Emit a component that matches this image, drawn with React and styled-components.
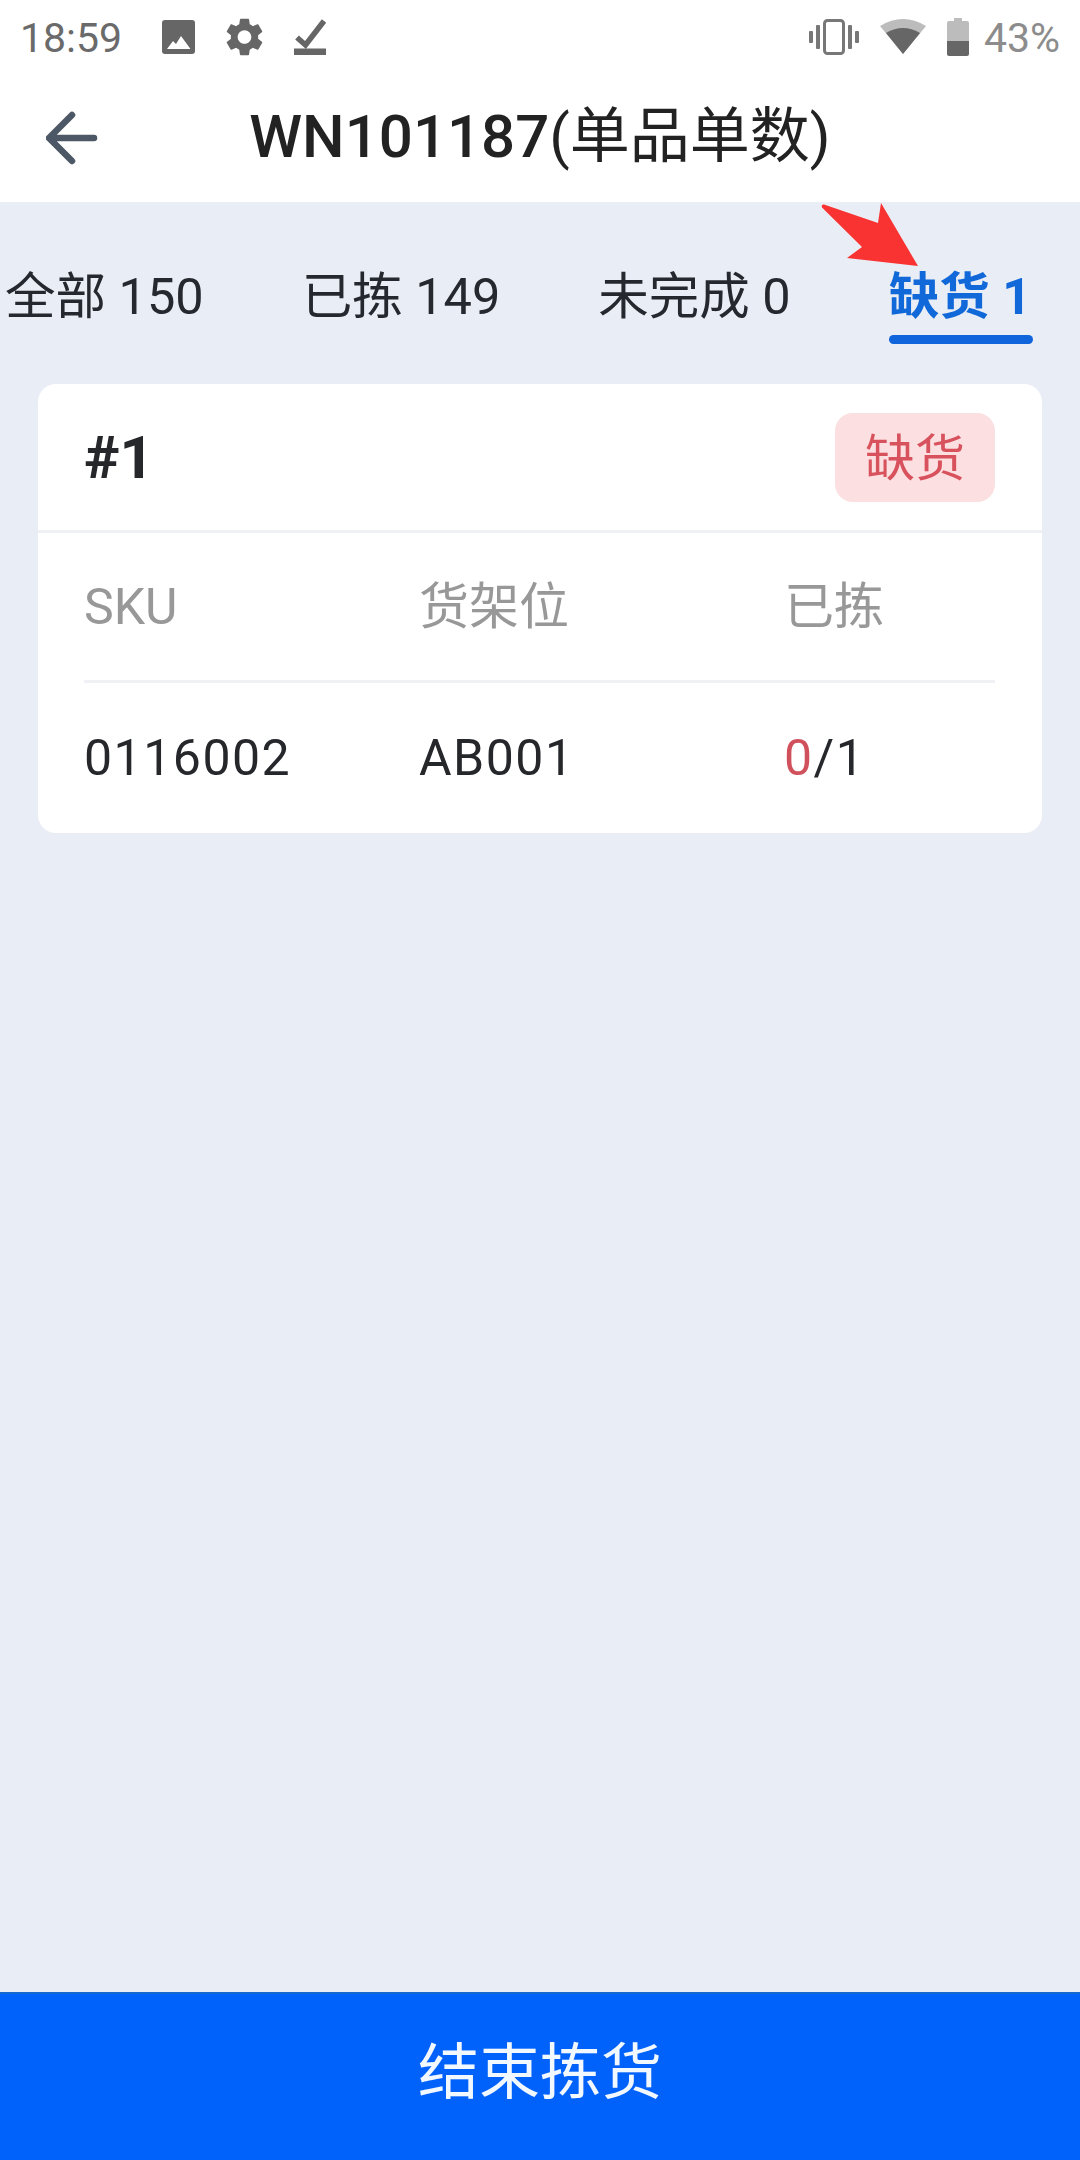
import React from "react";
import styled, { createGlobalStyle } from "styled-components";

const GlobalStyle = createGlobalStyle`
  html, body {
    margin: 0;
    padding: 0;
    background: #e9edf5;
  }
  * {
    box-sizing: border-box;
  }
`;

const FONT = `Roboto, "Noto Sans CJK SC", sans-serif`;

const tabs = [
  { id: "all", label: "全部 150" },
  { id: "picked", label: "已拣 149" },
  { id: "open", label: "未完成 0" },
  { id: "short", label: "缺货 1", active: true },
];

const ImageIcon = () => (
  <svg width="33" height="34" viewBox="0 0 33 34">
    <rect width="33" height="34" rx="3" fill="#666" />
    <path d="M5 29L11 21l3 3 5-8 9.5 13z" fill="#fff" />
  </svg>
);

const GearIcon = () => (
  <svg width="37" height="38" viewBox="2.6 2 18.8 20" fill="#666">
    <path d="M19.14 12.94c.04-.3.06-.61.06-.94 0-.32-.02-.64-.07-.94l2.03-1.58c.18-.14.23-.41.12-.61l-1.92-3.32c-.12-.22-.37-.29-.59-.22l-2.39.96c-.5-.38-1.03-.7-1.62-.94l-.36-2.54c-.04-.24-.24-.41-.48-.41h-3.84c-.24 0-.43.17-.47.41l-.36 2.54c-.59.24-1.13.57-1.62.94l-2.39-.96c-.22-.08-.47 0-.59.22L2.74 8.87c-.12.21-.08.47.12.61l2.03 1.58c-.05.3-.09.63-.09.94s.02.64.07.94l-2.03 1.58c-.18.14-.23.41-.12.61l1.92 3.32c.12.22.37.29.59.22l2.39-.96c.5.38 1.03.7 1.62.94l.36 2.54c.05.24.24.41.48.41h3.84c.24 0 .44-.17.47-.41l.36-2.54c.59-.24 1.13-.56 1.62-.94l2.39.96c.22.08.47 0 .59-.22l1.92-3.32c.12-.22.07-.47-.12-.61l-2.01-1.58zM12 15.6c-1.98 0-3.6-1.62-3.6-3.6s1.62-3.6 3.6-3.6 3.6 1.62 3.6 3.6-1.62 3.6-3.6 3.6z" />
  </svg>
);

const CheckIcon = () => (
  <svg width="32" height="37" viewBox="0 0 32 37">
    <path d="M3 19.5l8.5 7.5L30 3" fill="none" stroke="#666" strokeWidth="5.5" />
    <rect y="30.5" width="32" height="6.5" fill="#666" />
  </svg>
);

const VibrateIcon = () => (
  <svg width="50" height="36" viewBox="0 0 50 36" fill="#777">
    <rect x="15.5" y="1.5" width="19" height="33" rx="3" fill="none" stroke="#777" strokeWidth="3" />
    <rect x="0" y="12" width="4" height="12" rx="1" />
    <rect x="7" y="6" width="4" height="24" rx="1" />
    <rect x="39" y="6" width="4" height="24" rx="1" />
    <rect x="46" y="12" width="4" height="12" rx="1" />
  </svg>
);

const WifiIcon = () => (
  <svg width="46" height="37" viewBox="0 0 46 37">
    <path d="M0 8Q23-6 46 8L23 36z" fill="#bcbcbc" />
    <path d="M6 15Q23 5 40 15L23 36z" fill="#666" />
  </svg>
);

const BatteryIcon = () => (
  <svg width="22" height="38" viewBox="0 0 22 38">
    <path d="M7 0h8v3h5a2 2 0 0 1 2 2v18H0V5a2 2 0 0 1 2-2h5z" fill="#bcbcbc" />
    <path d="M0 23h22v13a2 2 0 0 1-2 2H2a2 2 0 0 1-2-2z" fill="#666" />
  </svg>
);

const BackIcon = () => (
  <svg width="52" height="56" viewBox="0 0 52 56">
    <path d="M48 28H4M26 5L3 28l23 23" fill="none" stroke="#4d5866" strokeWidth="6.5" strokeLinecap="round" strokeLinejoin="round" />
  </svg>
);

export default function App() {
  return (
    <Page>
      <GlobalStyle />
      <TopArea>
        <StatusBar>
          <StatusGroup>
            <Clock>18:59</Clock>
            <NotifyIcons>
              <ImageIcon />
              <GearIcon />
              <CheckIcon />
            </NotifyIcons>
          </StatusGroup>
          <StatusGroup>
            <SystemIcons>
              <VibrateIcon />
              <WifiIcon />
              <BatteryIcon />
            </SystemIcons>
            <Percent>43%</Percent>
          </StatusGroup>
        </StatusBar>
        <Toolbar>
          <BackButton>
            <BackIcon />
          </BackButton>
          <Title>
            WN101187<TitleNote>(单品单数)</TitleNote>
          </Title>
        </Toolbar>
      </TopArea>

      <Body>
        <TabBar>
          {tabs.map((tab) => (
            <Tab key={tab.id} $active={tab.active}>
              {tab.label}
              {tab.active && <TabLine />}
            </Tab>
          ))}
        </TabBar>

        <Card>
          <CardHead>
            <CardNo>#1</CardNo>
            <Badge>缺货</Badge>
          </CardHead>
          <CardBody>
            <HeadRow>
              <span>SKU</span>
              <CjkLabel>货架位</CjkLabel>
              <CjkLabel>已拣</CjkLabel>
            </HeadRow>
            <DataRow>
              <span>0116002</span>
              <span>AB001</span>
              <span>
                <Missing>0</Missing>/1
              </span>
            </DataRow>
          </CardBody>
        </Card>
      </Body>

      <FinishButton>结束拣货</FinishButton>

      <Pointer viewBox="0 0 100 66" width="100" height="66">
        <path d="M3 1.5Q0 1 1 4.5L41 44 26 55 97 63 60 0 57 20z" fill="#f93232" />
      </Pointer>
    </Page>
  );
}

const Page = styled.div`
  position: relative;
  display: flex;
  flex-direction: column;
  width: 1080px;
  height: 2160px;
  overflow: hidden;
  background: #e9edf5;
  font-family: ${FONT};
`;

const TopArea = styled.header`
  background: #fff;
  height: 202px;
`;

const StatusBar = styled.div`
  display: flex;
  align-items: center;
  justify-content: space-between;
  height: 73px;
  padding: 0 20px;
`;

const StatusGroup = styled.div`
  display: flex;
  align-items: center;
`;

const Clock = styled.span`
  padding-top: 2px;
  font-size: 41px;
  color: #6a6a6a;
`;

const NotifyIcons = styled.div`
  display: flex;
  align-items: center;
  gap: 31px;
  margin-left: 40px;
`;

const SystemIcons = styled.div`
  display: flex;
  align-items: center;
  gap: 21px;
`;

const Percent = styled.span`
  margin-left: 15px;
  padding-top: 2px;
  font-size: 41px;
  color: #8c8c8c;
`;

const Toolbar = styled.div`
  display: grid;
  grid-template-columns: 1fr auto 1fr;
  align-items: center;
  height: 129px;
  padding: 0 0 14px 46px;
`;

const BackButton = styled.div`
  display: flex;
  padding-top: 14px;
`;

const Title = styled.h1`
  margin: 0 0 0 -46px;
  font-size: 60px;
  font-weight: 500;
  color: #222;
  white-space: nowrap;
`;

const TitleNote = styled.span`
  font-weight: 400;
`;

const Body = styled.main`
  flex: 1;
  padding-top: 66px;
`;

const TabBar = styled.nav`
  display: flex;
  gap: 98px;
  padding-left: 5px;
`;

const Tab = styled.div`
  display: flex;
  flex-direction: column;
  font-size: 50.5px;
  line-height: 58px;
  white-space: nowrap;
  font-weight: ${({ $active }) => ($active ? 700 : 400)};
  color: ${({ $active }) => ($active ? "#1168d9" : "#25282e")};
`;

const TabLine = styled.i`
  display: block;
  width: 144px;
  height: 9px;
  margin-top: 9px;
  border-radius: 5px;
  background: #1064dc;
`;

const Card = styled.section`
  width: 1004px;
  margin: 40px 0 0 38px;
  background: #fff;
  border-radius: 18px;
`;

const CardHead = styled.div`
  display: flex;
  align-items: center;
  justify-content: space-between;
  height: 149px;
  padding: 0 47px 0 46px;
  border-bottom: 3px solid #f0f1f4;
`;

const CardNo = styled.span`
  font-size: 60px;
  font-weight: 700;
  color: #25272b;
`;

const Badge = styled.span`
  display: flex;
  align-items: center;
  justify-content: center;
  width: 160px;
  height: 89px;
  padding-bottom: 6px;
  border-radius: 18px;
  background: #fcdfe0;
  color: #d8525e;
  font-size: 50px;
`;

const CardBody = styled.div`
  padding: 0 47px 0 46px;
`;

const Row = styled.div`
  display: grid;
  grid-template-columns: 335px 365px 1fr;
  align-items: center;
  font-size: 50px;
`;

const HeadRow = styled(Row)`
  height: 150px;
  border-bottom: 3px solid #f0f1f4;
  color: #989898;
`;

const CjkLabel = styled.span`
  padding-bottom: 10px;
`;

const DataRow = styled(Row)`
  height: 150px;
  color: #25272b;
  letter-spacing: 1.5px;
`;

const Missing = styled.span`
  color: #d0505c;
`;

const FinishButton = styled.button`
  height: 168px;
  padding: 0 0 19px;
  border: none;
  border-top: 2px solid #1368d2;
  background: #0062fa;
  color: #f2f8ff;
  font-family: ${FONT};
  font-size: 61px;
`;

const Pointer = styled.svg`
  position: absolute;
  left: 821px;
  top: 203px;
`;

EXERCISE GOAL:
Tally up how many lines in the preceding listing contain the word "components". Give nothing but the number.

WORKED SOLUTION:
2